- [Source records]
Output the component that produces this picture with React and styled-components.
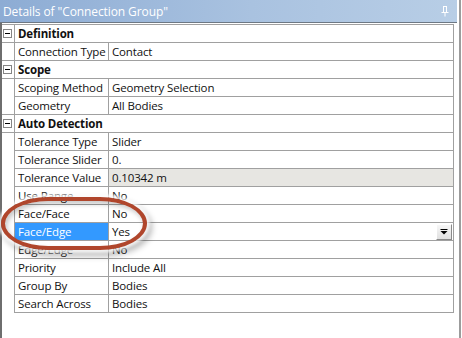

---

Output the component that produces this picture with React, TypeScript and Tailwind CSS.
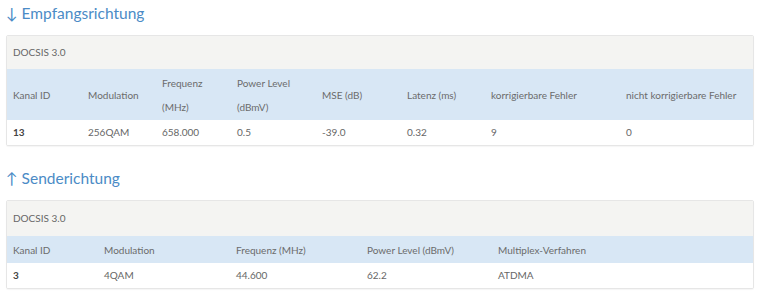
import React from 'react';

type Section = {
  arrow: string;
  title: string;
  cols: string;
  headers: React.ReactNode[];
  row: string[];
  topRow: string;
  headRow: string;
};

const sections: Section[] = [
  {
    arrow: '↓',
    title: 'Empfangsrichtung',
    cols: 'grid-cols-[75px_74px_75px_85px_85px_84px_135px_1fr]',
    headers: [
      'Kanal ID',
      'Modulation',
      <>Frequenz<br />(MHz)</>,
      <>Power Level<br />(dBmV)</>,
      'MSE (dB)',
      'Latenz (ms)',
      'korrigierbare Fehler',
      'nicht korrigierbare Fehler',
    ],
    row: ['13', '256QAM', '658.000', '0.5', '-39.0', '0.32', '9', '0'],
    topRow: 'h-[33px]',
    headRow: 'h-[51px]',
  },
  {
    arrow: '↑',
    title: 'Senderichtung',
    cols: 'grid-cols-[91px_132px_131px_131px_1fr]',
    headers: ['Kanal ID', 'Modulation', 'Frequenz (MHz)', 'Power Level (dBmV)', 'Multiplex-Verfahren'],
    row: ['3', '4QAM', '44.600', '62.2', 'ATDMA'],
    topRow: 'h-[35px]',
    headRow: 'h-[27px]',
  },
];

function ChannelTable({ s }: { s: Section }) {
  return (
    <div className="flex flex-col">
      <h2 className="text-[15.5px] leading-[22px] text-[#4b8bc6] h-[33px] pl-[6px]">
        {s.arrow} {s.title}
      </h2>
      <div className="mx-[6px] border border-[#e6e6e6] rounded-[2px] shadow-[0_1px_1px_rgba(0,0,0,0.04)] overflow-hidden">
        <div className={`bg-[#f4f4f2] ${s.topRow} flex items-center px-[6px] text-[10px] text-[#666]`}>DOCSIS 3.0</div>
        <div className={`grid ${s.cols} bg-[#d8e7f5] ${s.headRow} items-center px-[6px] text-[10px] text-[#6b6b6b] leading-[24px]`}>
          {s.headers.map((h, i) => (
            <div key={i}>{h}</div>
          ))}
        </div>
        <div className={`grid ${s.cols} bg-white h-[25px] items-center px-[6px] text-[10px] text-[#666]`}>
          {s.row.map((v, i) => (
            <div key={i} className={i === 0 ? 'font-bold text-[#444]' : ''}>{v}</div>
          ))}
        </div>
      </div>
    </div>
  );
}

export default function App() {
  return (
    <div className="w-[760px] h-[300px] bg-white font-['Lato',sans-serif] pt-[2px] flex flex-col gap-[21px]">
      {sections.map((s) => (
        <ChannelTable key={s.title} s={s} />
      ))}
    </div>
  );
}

---

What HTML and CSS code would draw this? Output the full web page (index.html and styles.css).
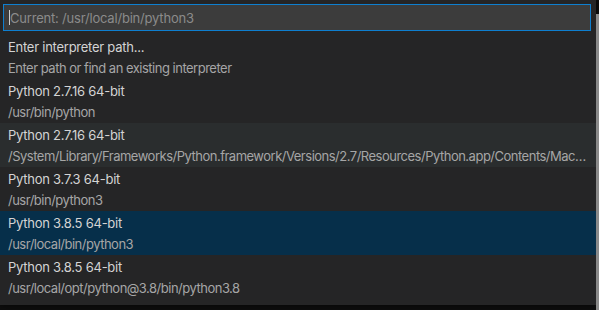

- [What you need to do] Give again, word for word, only the lines starting at the line with "and Tailwind CSS." and ending at the line with "import React from 'react';", keeping both end lines; pictures stay out.

- [The answer]
Output the component that produces this picture with React, TypeScript and Tailwind CSS.
import React from 'react';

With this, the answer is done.